Improvvisamente, un sottufficiale del battaglione Azov, il sergente Oleg Stritolishenko, detto l’Ariete di Leopoli, ha impugnato una bottiglia di vodka e se l’è spaccata sulla testa, subito imitato da uno della squadra Wagner, Juri Drago, fratello del più celebre Ivan, che ha esclamato “Io non mi spiezzo in due!” I due hanno proseguito in un crescendo di frantumazioni sul proprio cranio a base di lattine, chiavi inglesi, lampioni, tombini, bazooka, torrone… sino a che non sono stati portati nel centro traumatologico più vicino.
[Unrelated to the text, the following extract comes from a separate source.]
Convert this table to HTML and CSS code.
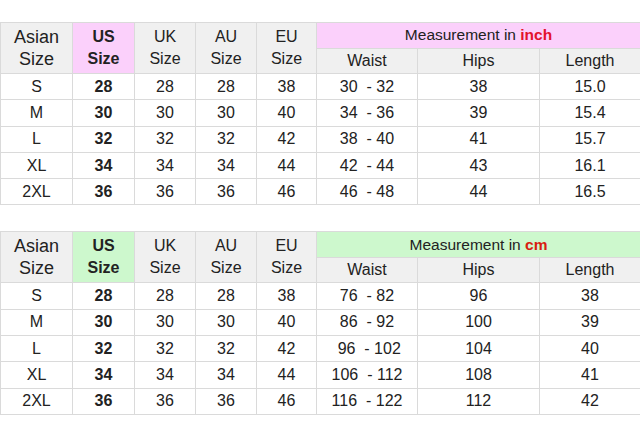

Nemmeno il duello all’ultimo sangue tra i due soldati ceceni schierati in entrambi i gruppi contrapposti ha avuto buon esito. Quando uno dei due stava per essere sgozzato, ha esclamato “Martha“, l’altro gli ha quindi chiesto “Perché hai detto Martha?“, “È il nome di mia madre“, al che hanno scoperto di essere fratelli che non si vedevano da circa tre settimane.

Impossibilitate a venire a capo della contesa, le due compagini hanno deciso di unire le proprie forze e dirigersi – tra una citazione di Kant (“Il cielo stellato sopra di me, i miei proiettili dentro di te“) e un colpo di mortaio sparato a casaccio – verso la vicina Polonia per un’invasione nostalgica e celebrativa dei cari vecchi tempi in cui -ucraini o russi non importava – si era ancora tutti un’unica grande famiglia. Tempi gloriosi in cui i nazisti non avevano bisogno di essere celebrati da Gramellini.